In order to make the doc, his first non-fiction feature, Ferrara and crew moved into a residence at the Chelsea for four months, making Chelsea’s story of the forced dispersion of a community of outsiders into a personal one. Showing no real interest in tradition documentary practice (and thank god for that), Ferrara conducts each interview like a conversation––which means he often interrupts his subject, stumbles into the frame, or punctuates someone else’s recollection with a well-placed “Oh shit.” It might be the boldfaced names that are going to sell the thing, but the best material here, the spots where Ferrara seems most comfortable, involve the usually drug-related shock-horror stories of relative nobodies.

The problem is not that there’s too much Abel in Chelsea––if anything, the problem is that there’s not enough. “I’m living here, and it’s killing me,” he tells Ethan Hawke early on, but never elaborates on his own experiences at the hotel. We can make an educated guess as to why not. One resident of the hotel describes the hotel as “standing on a vortex, a very powerful vortex,” and based on the bulk of the testimony from current and former residents, this seems to be code for, “Everybody here does a lot of drugs.” Though Ferrara has never been exactly shy about his inclination for indulgence (he presided over the 11am Chelsea press conference in Cannes with a Budweiser can in hand), he’s not about to directly implicate himself in the madness around him here.

More direct personal testimony from Ferrara could have opened the vortex-like nature of the film itself. Instead, Ferrara breaks up the interviews with laughably cheap-looking reenactments, one starring Bijou Phillips as Nancy Spungeon and Adam Goldberg as a malicious drug dealer, another featuring Grace Jones as a sympathetic resident and Ferrara’s young girlfriend Shannyn Leigh as Janis Joplin. Thought I do sort of think there’s something charming (if totally sleazy) about the way Ferrara insists on giving Leigh something to do, she is far, far out of her depth. The reenactments cheapen what might otherwise have been a bittersweet document; as it is, it’s an extraordinarily entertaining but not totally satisfying mess.

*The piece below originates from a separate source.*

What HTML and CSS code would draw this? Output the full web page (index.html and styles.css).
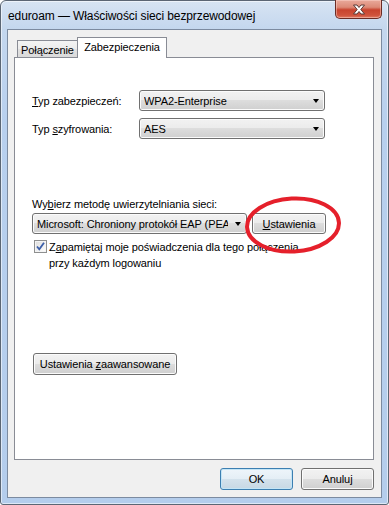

As claustrophobic as Chelsea but for entirely different reasons, No Exit, which screened in the Cannes market (Anthony Kaufman covered Thurman’s plight self-representation strategy for Variety), runs on a fairly gonzo gimmick: A relatively clean-cut Nolte (cleaned up in a white hat and jacket, voice strong and eyes clear) “interviews” a second Nolte, one much more closely resembling the common impression of the Rich Man, Poor Man star’s late-in-life descent into some brand of madness (or, at least, hygienic disarray): bright red face, hair thin and greasy, raspy voice huffing out pronouncements as if it’s a struggle just to get enough breath.

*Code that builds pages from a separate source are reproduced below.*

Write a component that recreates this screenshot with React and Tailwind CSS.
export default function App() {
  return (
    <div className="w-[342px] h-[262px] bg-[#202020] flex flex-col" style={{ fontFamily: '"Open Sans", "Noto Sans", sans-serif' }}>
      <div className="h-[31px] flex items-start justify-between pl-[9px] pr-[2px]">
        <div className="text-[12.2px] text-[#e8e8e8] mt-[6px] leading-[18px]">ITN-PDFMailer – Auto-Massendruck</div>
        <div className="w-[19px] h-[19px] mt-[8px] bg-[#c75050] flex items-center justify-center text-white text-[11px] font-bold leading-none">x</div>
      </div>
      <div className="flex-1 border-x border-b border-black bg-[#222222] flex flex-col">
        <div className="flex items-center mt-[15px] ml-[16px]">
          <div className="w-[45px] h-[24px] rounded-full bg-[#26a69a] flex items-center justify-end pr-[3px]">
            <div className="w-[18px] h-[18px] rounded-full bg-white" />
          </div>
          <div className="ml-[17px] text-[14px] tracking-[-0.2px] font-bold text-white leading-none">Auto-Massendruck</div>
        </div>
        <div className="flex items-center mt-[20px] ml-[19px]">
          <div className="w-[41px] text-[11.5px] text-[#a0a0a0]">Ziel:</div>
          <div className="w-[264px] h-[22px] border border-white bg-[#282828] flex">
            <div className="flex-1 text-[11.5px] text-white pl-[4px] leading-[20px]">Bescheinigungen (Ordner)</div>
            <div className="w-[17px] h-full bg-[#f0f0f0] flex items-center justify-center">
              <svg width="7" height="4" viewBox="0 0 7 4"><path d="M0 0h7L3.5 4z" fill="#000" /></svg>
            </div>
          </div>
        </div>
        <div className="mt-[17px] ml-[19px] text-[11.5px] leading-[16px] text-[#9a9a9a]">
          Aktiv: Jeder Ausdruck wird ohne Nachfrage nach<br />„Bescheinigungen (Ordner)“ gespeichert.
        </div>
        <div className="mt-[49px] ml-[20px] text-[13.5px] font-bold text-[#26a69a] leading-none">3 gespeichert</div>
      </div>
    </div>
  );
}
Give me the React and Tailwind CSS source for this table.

Clean Nolte asks Dirty Nolte the tough questions––about drugs, women, the mug shot––most of which Dirty Nolte declines to answer directly. Instead, he offers up an endless stream of ruminative pullquotes. Talking head interviews with friends and former co-workers, including Paul Mazursky, Jacqueline Bissett and Ben Stiller (whose Tropic Thunder offers Nolte his highest-profile role in awhile), offer a perspective from outside the Nolte headspace, which is much needed. As Mazursky puts it, “He’s got about 7 people working in there already.” Hell is other people, indeed.

Perhaps predictably, a little of this goes a long way. As it is, the film looks like 90s video art, which is to say that, in addition to its cheapish video patina, it defies general conventions of narrative pacing and flow. It’s hard to imagine a film that looks like this getting a theatrical release––but then, after spending an hour and a half in the world of Dirty Nolte, the idea that this actor could be functional enough within the Hollywood system to star in a big-budget action comedy is almost as unimaginable. Never say never, I guess.